In practice, an API provides building blocks and tools that make it far simpler for developers to achieve a working application. If we’re talking graphics – and we are indeed talking graphics – then the API is the interface that connects your games with your graphics driver. And thus the 3D visuals are rendered.
The advantages of this approach are pretty profound. With a graphics API, it’s possible to have (mostly) one set of game code that will run on any hardware that’s compliant with the API. So, a game is coded for, say, DirectX 9 and any graphics card that’s DirectX 9-compatible will run it. In theory, anyway. In practice, it’s usually a bit more complicated.
So using an API means that game developers don’t need to be world authorities on both Nvidia and AMD graphics chips, for example. They can use the tools provided by the API and let Nvidia and AMD do the heavy lifting through the driver.
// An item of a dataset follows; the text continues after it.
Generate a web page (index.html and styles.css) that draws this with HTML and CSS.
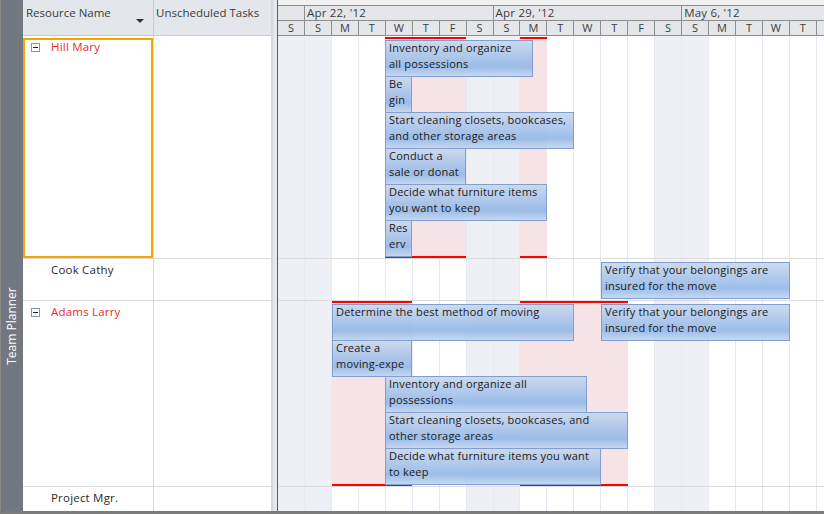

It’s also worth understanding that APIs come in different flavours, otherwise known as high- or low-level abstraction. That sounds fancy, but the implications are pretty straight forward. The higher the level of abstraction, the more distant the application becomes from the specifics of the hardware and the greater the workload handled by the API and graphics driver (in this case).
All aboard the Vulkan train
That’s good in the sense that it makes games development simpler in some ways. The downsides include the need for extensive optimisation jiggery pokery via drivers and in turn fewer opportunities for developers to get things really flying.
As things stand, DirectX has largely been quite a high-level API. It just so happens that DirectX has also been pants when it comes to CPU overheads and multi-threading. And that’s meant DirectX games have been pretty pants by both metrics. And developers often haven’t been able to do much about all that.